Immagine da: http://goo.gl/swaFVl


La stabilità affettiva ed economica nel cammino spirituale

Non siamo eroi ma piccole persone che necessitano di una piattaforma stabile su cui muovere i propri passi interiori.
La nostra vita affettiva deve tendere alla stabilità, le turbe del corpo emozionale e mentale devono essere limitate e questo in genere è garantito da un rapporto affettivo maturo e stabile, o dalla condizione di singletudine.

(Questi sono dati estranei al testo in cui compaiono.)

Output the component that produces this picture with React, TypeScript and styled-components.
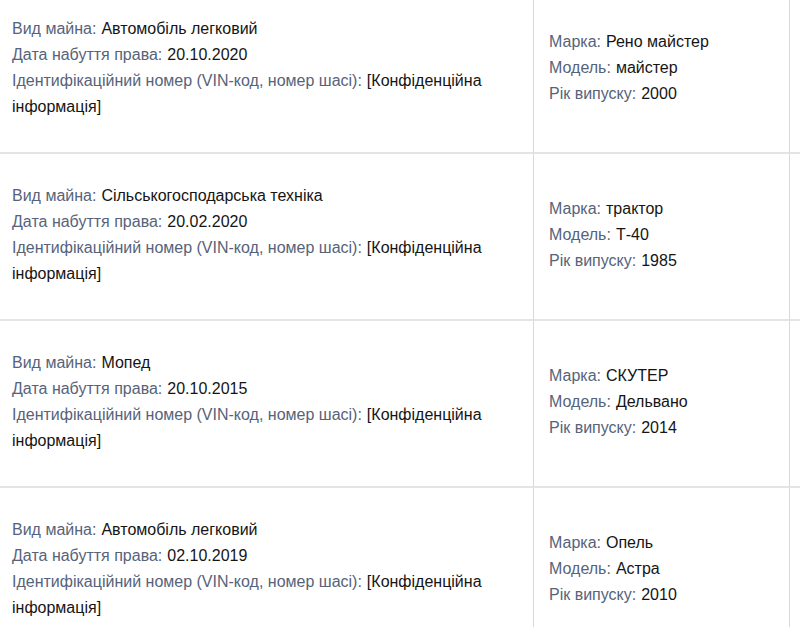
import React from "react";
import styled, { createGlobalStyle } from "styled-components";

const Global = createGlobalStyle`
  html, body { margin: 0; padding: 0; background: #fff; }
  body { font-family: "Liberation Sans", Arial, sans-serif; overflow: hidden; }
`;

const Table = styled.div`
  display: grid;
  grid-template-columns: 534px 256px 1fr;
  margin-top: -13px;
`;

const Cell = styled.div<{ $pad: number }>`
  height: 167px;
  box-sizing: border-box;
  display: flex;
  flex-direction: column;
  justify-content: center;
  padding: 0 10px 4px ${(p) => p.$pad}px;
  border-right: 1px solid #d6dae1;
  border-bottom: 2px solid #e2e4e8;
`;

const Line = styled.div`
  font-size: 16px;
  line-height: 26px;
  color: #151515;
`;

const Label = styled.span`
  color: #56637a;
  margin-right: 5px;
`;

type Item = {
  kind: string;
  date: string;
  brand: string;
  model: string;
  year: string;
};

const items: Item[] = [
  { kind: "Автомобіль легковий", date: "20.10.2020", brand: "Рено майстер", model: "майстер", year: "2000" },
  { kind: "Сільськогосподарська техніка", date: "20.02.2020", brand: "трактор", model: "Т-40", year: "1985" },
  { kind: "Мопед", date: "20.10.2015", brand: "СКУТЕР", model: "Дельвано", year: "2014" },
  { kind: "Автомобіль легковий", date: "02.10.2019", brand: "Опель", model: "Астра", year: "2010" },
];

export default function App() {
  return (
    <>
      <Global />
      <Table>
        {items.map((it, i) => (
          <React.Fragment key={i}>
            <Cell $pad={12}>
              <Line>
                <Label>Вид майна:</Label>
                {it.kind}
              </Line>
              <Line>
                <Label>Дата набуття права:</Label>
                {it.date}
              </Line>
              <Line>
                <Label>Ідентифікаційний номер (VIN-код, номер шасі):</Label>
                [Конфіденційна інформація]
              </Line>
            </Cell>
            <Cell $pad={15}>
              <Line>
                <Label>Марка:</Label>
                {it.brand}
              </Line>
              <Line>
                <Label>Модель:</Label>
                {it.model}
              </Line>
              <Line>
                <Label>Рік випуску:</Label>
                {it.year}
              </Line>
            </Cell>
            <Cell $pad={0} />
          </React.Fragment>
        ))}
      </Table>
    </>
  );
}
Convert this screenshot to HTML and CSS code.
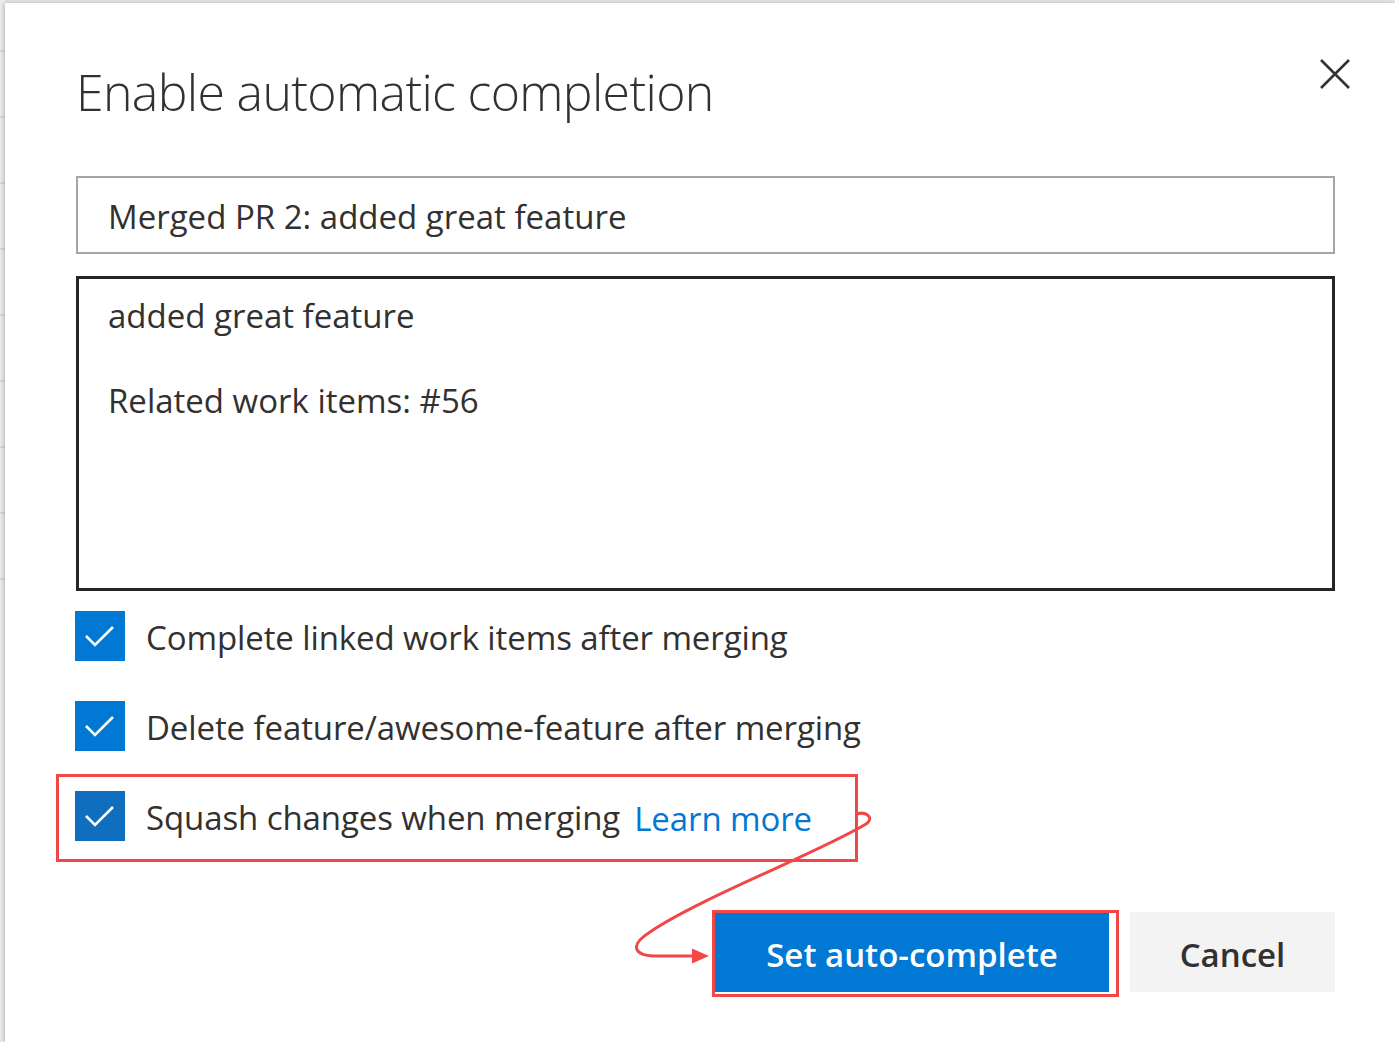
FILE: index.html
```html
<!DOCTYPE html>
<html lang="en">
<head>
<meta charset="utf-8">
<title>Enable automatic completion</title>
<link rel="stylesheet" href="styles.css">
</head>
<body>
<div class="backdrop">
  <span class="bd-line"></span><span class="bd-line"></span><span class="bd-line"></span><span class="bd-line"></span><span class="bd-line"></span><span class="bd-line"></span><span class="bd-line"></span><span class="bd-line"></span><span class="bd-line"></span>
</div>
<div class="dialog">
  <header class="dialog-header">
    <h1 class="dialog-title">Enable automatic completion</h1>
    <button class="close-btn" aria-label="Close">
      <svg width="30" height="30" viewBox="0 0 30 30"><path d="M1 1 L29 29 M29 1 L1 29" stroke="#333" stroke-width="2.6" fill="none"/></svg>
    </button>
  </header>

  <div class="field-input">Merged PR 2: added great feature</div>

  <div class="field-textarea">
    <p>added great feature</p>
    <p class="blank">&nbsp;</p>
    <p>Related work items: #56</p>
  </div>

  <ul class="options">
    <li class="option">
      <span class="checkbox"><svg width="50" height="50" viewBox="0 0 50 50"><path d="M11 25 L20 34 L38 16" stroke="#fff" stroke-width="2.6" fill="none"/></svg></span>
      <span class="option-label">Complete linked work items after merging</span>
    </li>
    <li class="option">
      <span class="checkbox"><svg width="50" height="50" viewBox="0 0 50 50"><path d="M11 25 L20 34 L38 16" stroke="#fff" stroke-width="2.6" fill="none"/></svg></span>
      <span class="option-label">Delete feature/awesome-feature after merging</span>
    </li>
    <li class="option option-highlight">
      <span class="checkbox checkbox-hover"><svg width="50" height="50" viewBox="0 0 50 50"><path d="M11 25 L20 34 L38 16" stroke="#fff" stroke-width="2.6" fill="none"/></svg></span>
      <span class="option-label">Squash changes when merging</span>
      <a class="learn-more" href="#">Learn more</a>
      <span class="annot-frame annot-frame-option"></span>
    </li>
  </ul>

  <div class="actions">
    <span class="primary-wrap">
      <button class="btn btn-primary">Set auto-complete</button>
      <span class="annot-frame annot-frame-btn"></span>
    </span>
    <button class="btn btn-default">Cancel</button>
  </div>

  <svg class="annot-arrow" width="1395" height="1042" viewBox="0 0 1395 1042">
    <path d="M857 814 C866 811 875 818 866 824 C820 852 700 898 650 932 C628 946 634 957 660 956 L696 956" stroke="#f24747" stroke-width="3" fill="none" stroke-linecap="round"/>
    <polygon points="692,948.5 709,956 692,963.5" fill="#f24747"/>
  </svg>
</div>
</body>
</html>
```

FILE: styles.css
```css
* { box-sizing: border-box; }

html, body {
  margin: 0;
  padding: 0;
  height: 100%;
}

body {
  background: #e4e4e4;
  font-family: "Open Sans", "Noto Sans", "Liberation Sans", sans-serif;
  color: #323130;
  display: flex;
  overflow: hidden;
}

.backdrop {
  width: 5px;
  flex: 0 0 5px;
  background: #eeeeee;
  display: flex;
  flex-direction: column;
  gap: 64px;
  padding-top: 50px;
}

.bd-line {
  display: block;
  height: 2px;
  background: #d9d9d9;
}

.dialog {
  position: relative;
  flex: 1;
  margin-top: 3px;
  height: 1039px;
  background: #fff;
  box-shadow: -2px 0 4px rgba(0, 0, 0, 0.18);
  padding: 0 60px 0 71px;
}

.dialog-header {
  display: flex;
  justify-content: space-between;
  align-items: flex-start;
  padding-top: 59px;
}

.dialog-title {
  margin: 0;
  font-weight: 300;
  font-size: 50px;
  line-height: 60px;
  color: #323130;
  letter-spacing: -0.65px;
}

.close-btn {
  border: 0;
  background: none;
  padding: 0;
  margin: -3px -15px 0 0;
  width: 30px;
  height: 30px;
  display: block;
}
.close-btn svg { display: block; }

.field-input {
  margin-top: 54px;
  height: 78px;
  border: 2px solid #a6a6a6;
  padding: 2px 30px 0;
  font-size: 33px;
  line-height: 74px;
  color: #323130;
}

.field-textarea {
  margin-top: 22px;
  height: 315px;
  border: 3px solid #252525;
  padding: 16px 29px;
  font-size: 33px;
  line-height: 42.5px;
}
.field-textarea p { margin: 0; }

.options {
  list-style: none;
  margin: 20px 0 0 -1px;
  padding: 0;
  display: flex;
  flex-direction: column;
  gap: 40px;
}

.option {
  position: relative;
  display: flex;
  align-items: center;
  width: fit-content;
  height: 50px;
  font-size: 33px;
}

.checkbox {
  width: 50px;
  height: 50px;
  background: #0078d4;
  flex: 0 0 50px;
  margin-right: 21px;
}
.checkbox svg { display: block; }
.checkbox-hover { background: #106ebe; }

.option-label {
  color: #323130;
  position: relative;
  top: 1px;
  letter-spacing: -0.1px;
}

.learn-more {
  margin-left: 14px;
  color: #0078d4;
  text-decoration: none;
  position: relative;
  top: 2px;
  letter-spacing: -0.1px;
}

.annot-frame {
  position: absolute;
  border: 3px solid #f24747;
  pointer-events: none;
}
.annot-frame-option {
  left: -19px;
  top: -17px;
  right: -46px;
  bottom: -21px;
}

.actions {
  display: flex;
  justify-content: flex-end;
  gap: 21px;
  margin-top: 71px;
}

.primary-wrap {
  position: relative;
  display: block;
}

.annot-frame-btn {
  left: -3px;
  top: -2px;
  right: -10px;
  bottom: -5px;
}

.btn {
  height: 80px;
  border: 0;
  font-family: inherit;
  font-size: 33px;
  font-weight: 600;
  padding: 4px 0 0;
  display: block;
}

.btn-primary {
  width: 394px;
  background: #0078d4;
  color: #fff;
}

.btn-default {
  width: 205px;
  background: #f3f3f3;
  color: #323130;
}

.annot-arrow {
  position: absolute;
  left: -5px;
  top: -3px;
  pointer-events: none;
}
```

Lo stesso si può dire per le condizioni economiche: una preoccupazione continua, o frequente agita l’identità e le impedisce la focalizzazione su qualcosa di più profondo.
Ciò che perseguiamo nella via spirituale è un ampliamento di sguardo e di consapevolezza: le tensioni emotive e mentali indotte dai conflitti interiori, dalla instabilità nei rapporti affettivi, dalla indisponibilità di reddito ci distolgono da quello sguardo e ci focalizzano sui bisogni primari dell’identità.
E’ possibile la stabilizzazione affettiva ed economica? Ci si può lavorare, si può attivare un processo che ad esse conduce: se la persona è consapevole della propria necessità interiore, se questa ha fondamento e concretezza, a partire da questa disposizione di fondo tutto il resto verrà ordinato.
Perché? Perché il bisogno spirituale è uno “stato della coscienza” ed è questa che genera tutte le scene della vita: se la persona mette al centro la dimensione della coscienza il resto si ordinerà affinché la priorità di quel centro possa essere mantenuta stabile.